Autor: Amy Timberlake
Wydawnictwo: Mamania
Liczba stron: 144
Wiek: 6+
Moja Ocena: 4/5
„Skunks i Borsuk” to dowcipna opowieść o przyjaźni dwóch zwierząt o przeciwnych osobowościach.
Borsuk jest mineralogiem zajmującym się skałami i mieszkającym samotnie w domu ciotki. Potrzebuje ciszy, spokoju oraz koncentracji do swojej ważnej pracy. Jego życie jest dość proste, codziennie zjada zimne płatki śniadaniowe i lubi grać na ukulele. Zwierzak zdecydowanie nie lubi hałasu, zmian ani… Skunksów.

Kiedy ekstrawertyczny i towarzyski Skunks zostaje jego współlokatorem, wszystko wywraca się do góry nogami. Niegdyś spokojne życie Borsuka pogrąża się w chaosie. Skunks gotuje pyszne posiłki, ale brudzi kuchnię. Co gorsza, beztroski, namiętny Skunks, nie ma zamiaru prowadzić spokojnego życia, sprzątać po śniadaniach, ani trzymać się z dala od pokoju kamiennego swojego współlokatora. Przenosi meble i poddaje recyklingowi wszystkie kartonowe pudła, które gromadził Borsuk. Nawet zaprasza kurczaki na imprezę popcornową, po której goście zadomawiają się na ciut dłużej.


Borsuk jest rozdarty między cieszeniem się całym tym podekscytowaniem a gniewaniem się na Skunksa za jego dzikie zachowanie. Zwierzak zaczął lubić małą zmianę, ale niechętnie się do tego przyznaje. Aż pewnego dnia wdał się w poważną walkę ze Skunksem. Z wielkim rozczarowaniem czarno-biały jegomość opuszcza dom ciociu Luli. Teraz Borsuk musi zdecydować, czy naprawdę chce przyjaźnić się ze Skunksem, czy nie. Czy ci dwaj współlokatorzy kiedykolwiek znajdą sposób na wspólne życie w harmonii? Koniecznie przeczytajcie całą historię.

„Skunks i Borsuk” to lektura obowiązkowa dla wszystkich grup wiekowych.

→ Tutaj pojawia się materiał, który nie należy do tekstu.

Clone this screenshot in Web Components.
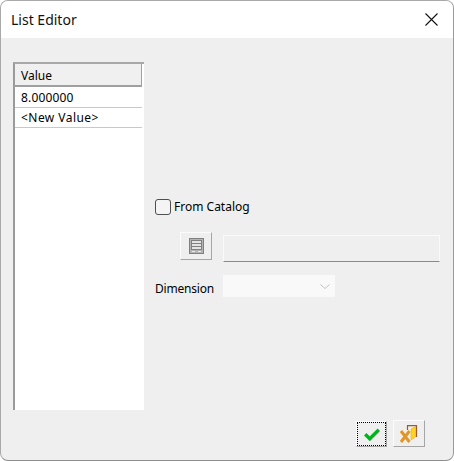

Ilustracje są ciepłe i zachęcające, mają również styl vintage i są proste, ale uderzające. Lektura otwiera tematy do dyskusji na temat przyjaźni, przebaczania i współczucia. Dzięki temu, że książka podzielona jest na rozdziały, można ją śmiało czytać w częściach, podczas wieczornego spędzania czasu.